Once the user has positioned the nodes to their liking they're able to save the screen by sending the current display context, again as JSON, back to the server over the websocket. This then allows me to save a good known state of the system and use this as a default process map when starting the monitoring process. This solves the problem of monitoring missing processes.

Processing enabled me to present the system information in a palatable way and deserves a lot of credit.
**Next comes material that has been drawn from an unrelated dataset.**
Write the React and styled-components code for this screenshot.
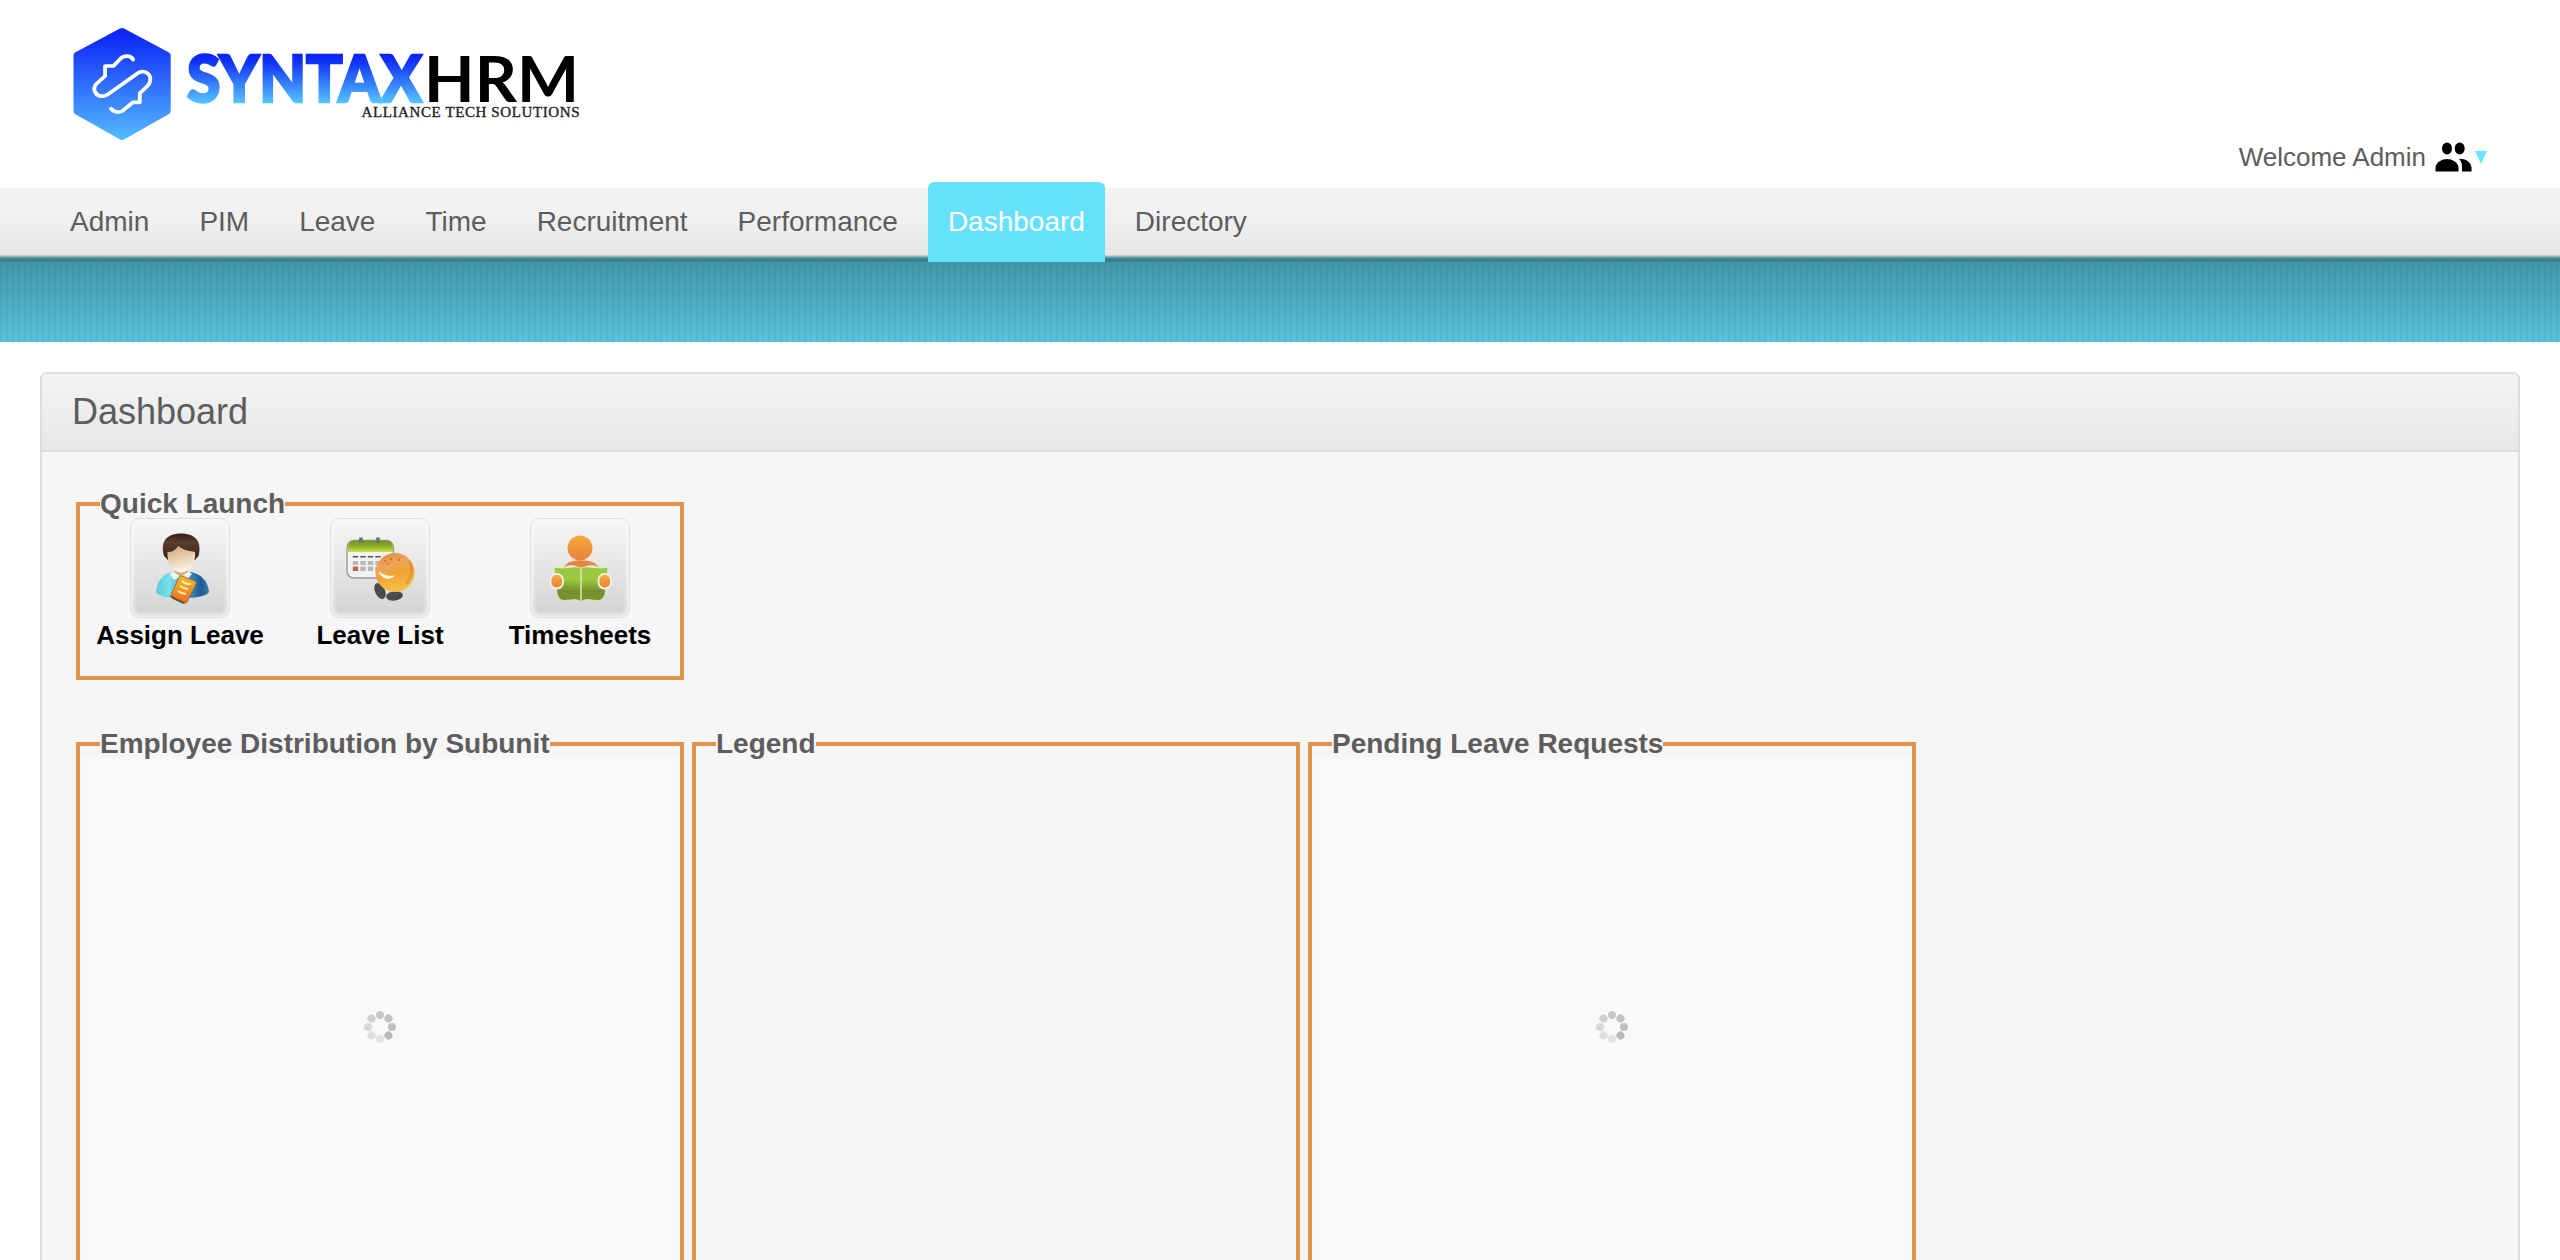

Go though, deserves unending credit. All the heavy lifting of issuing 1000s of system calls, parsing the output and collating the results is handled with ease. The job that took my python script four to five minutes to complete is done in under a second. I even restricted the Go process to a single core to make the comparison with python fair. The Go garbage collector is clearly doing its job as throughout the day the memory footprint holds steady. Sar stats across all machines show no adverse effect of using this scatter / gather approach.
Go, Processing (along with jQuery for the dialog inputs) and the good old shell utils gave me the ability to write my own bespoke monitoring software and ditch Nagios.

My one complaint though is that no matter how much I rub the source code on my head my hair still wont grow back.